There are a lot of figurative scars defining The Debt, an action-heavy drama that takes place largely in East Berlin in 1966 and Tel Aviv in 1997. The story of three Mossad agents on a mission to bring an ex-Nazi to justice, the movie is suffused with scars from the Holocaust, from the divide of East and West Germany, from the nascent and already struggling Israeli state, and more obliquely, the victims of the fictional ex-Nazi doctor called "The Surgeon of Birkenau." There's also one very literal scar on the face of Rachel, played by Jessica Chastain in the 60s scenes and Helen Mirren in the 90s; in the first 10 minutes of The Debt we see how Rachel got the ugly scar, then spend the rest of the film unraveling what we saw and how it affects the lives of everyone involved.

Twisty, maybe a little overly complicated but also undeniably compelling, The Debt is at its essence a spy story, but poised at a unique point in history that gives it real poignance. Our three Mossad agents-- Rachel is joined on the East Berlin mission by ambitious Stephan (Marton Csokas) and quietly determined David (Sam Worthington)-- experience the same romantic entanglements and moments of doubt that any three young people on a mission might, but it's those unspoken, unseen scars that drive them. Each of them survived the Holocaust as children and all lost family, and in joining a Mossad mission to hunt down and bring to trial Dr. Dieter Vogel (Jesper Christensen), they are exacting a state-sanctioned revenge that's also deeply personal.

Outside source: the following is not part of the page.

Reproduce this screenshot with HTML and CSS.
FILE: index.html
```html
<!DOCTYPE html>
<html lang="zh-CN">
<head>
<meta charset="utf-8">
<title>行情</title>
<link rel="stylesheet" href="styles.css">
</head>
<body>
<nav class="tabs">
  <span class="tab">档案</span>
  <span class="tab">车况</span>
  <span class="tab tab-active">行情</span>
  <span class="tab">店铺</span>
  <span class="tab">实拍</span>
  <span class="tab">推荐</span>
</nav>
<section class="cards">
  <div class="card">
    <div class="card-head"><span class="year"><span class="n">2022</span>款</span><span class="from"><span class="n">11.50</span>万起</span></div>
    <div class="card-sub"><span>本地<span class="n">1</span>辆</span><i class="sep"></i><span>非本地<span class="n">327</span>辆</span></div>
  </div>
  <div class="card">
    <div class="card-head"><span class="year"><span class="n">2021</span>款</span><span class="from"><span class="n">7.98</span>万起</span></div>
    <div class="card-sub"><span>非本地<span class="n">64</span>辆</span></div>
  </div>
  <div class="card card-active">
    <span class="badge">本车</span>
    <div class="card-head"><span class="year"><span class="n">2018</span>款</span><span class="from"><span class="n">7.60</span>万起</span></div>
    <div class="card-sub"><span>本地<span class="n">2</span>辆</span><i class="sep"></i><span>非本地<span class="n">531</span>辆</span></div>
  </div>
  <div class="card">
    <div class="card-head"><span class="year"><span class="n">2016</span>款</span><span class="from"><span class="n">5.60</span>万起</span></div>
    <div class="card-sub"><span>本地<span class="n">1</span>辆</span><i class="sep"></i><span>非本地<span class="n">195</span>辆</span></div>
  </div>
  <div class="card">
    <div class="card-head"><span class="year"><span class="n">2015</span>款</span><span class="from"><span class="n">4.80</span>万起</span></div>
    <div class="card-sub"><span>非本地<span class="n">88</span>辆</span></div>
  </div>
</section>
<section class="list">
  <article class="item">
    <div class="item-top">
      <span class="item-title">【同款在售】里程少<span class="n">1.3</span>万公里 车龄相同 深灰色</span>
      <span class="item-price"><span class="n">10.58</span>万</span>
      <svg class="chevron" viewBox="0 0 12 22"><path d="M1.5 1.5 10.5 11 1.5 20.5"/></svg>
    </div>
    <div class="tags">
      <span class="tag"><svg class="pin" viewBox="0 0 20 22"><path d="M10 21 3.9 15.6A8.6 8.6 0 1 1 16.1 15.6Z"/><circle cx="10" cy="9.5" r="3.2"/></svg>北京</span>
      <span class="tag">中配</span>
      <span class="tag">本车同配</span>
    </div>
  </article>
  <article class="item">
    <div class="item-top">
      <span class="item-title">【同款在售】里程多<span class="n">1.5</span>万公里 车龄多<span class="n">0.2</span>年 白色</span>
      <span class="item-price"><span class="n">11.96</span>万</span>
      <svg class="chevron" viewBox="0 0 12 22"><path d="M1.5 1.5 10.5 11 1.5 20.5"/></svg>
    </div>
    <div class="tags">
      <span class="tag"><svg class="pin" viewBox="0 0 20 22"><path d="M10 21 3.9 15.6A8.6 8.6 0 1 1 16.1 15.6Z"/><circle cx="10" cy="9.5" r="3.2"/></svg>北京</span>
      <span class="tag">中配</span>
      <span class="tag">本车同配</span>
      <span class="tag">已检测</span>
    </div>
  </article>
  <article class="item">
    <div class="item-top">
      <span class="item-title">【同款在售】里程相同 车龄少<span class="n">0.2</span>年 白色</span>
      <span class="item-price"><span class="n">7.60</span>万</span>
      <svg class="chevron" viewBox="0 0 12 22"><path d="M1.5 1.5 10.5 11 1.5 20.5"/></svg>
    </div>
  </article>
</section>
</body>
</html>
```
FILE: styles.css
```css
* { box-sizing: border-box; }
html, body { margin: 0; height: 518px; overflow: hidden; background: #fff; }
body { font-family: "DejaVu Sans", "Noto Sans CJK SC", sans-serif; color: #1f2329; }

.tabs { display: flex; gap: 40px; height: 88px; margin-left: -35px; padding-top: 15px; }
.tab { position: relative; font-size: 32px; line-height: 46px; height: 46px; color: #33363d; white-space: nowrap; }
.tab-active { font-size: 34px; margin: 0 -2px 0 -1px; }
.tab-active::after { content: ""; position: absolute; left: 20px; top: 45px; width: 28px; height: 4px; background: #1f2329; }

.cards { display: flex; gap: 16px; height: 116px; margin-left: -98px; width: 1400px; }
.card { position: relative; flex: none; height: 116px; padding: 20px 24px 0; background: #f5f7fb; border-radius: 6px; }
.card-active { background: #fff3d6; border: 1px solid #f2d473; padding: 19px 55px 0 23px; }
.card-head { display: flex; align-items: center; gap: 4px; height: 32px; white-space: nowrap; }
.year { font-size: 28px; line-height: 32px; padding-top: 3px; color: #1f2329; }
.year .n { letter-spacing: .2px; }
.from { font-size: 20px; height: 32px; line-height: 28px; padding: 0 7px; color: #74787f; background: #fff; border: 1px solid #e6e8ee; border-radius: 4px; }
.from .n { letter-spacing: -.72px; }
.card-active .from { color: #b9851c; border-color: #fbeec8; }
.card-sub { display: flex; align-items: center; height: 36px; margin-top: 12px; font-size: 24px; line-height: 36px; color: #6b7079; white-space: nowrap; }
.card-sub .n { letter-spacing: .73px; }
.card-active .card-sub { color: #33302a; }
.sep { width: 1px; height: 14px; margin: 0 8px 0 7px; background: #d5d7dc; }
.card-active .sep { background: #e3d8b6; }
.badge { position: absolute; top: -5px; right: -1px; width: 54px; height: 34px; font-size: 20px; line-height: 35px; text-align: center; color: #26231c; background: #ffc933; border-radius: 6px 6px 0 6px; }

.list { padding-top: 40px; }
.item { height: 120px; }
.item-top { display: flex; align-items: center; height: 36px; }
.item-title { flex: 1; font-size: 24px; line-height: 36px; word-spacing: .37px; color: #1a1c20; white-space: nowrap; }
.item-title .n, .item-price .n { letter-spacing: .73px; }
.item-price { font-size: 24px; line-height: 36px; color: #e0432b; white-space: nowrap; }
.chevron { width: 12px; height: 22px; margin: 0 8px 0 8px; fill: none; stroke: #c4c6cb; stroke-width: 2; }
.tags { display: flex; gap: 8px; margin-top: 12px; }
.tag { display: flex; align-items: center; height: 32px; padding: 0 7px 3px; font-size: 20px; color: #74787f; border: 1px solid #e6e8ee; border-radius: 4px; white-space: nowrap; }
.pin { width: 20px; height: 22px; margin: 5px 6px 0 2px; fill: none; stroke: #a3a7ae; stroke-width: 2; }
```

We learn in an early flashback that the Berlin mission ended with Vogel escaping, injuring Rachel (and scarring her face), only to be shot in the back by Rachel at the last minute. In 1997 the daughter that Rachel and Stephan (played as an older man by Tom Wilkinson) had together has written a book about their experiences, and it's clear that both of them have become national heroes as a result of their story. Then there's David (played by Ciaran Hinds), who is on his way to the book party when, in front of Stephan, he launches himself in front of a speeding truck. It will be nearly the end of the movie before we know why.

The script, adapted by Matthew Vaughn and Jane Goldman (the team behind Kick-Ass), along with Peter Straughn, from a 2007 Israeli film, skitters between the 60s and the 90s to work up a good sense of mystery. Then it plunges us claustrophobically into the East Berlin mission, where Rachel and David-- total strangers to each other-- must pretend to be married, and Rachel visits Vogel's gynecology office under the guise of being a patient. We've see many female spies use their feminine wiles to get close to the enemy, but with her feet in the stirrups and Vogel's hand on her cervix, Rachel is going to extraordinary lengths, and director John Madden brings us into both her discomfort and steely resolve to get the job done. When the plan goes awry and Vogel winds up a prisoner in the agents' apartment, he uses this intimate access to get under her skin more figuratively, and The Debt's frank exploration of Rachel's femininity as both a weapon and a liability becomes one of its more compelling underlying themes.

Eventually what's happening on the surface becomes a little less interesting-- a love triangle is formed, secret alliances are revealed, and in 1997, Mirren's Rachel goes on one last mission that will either unearth or bury the biggest secret of all. In one way it's all standard spy movie stuff, but it's everything roiling under the surface that keeps The Debt so intriguing-- David's tightly-wound insistence on getting the job done, the weight of secrets on Rachel's face in both eras, the crackling, unspoken tension in each agent's strained conversation with their Nazi quarry. Worthington, a constantly underestimated actor, is tense and slightly menacing even when David is consumed by love, and Csokas's cocky Stephan morphs fascinatingly into Wilkinson's version, a politician who automatically owns the room even confined to a wheelchair. Hinds isn't even a close match for Worthington physically-- he actually looks more like Csokas, which is confusing-- but he matches the intensity of Worthington's performance even in his few short scenes.

With its complicated, time-jumping plot and occasional moments of excellently done tension, The Debt is a movie that's worth sinking into, with Madden and his extraordinary actors drawing the audience into the film's coziness cut with paranoia. It's the rare kind of thriller that's even more interesting below the surface than the high-stakes plot that drives it.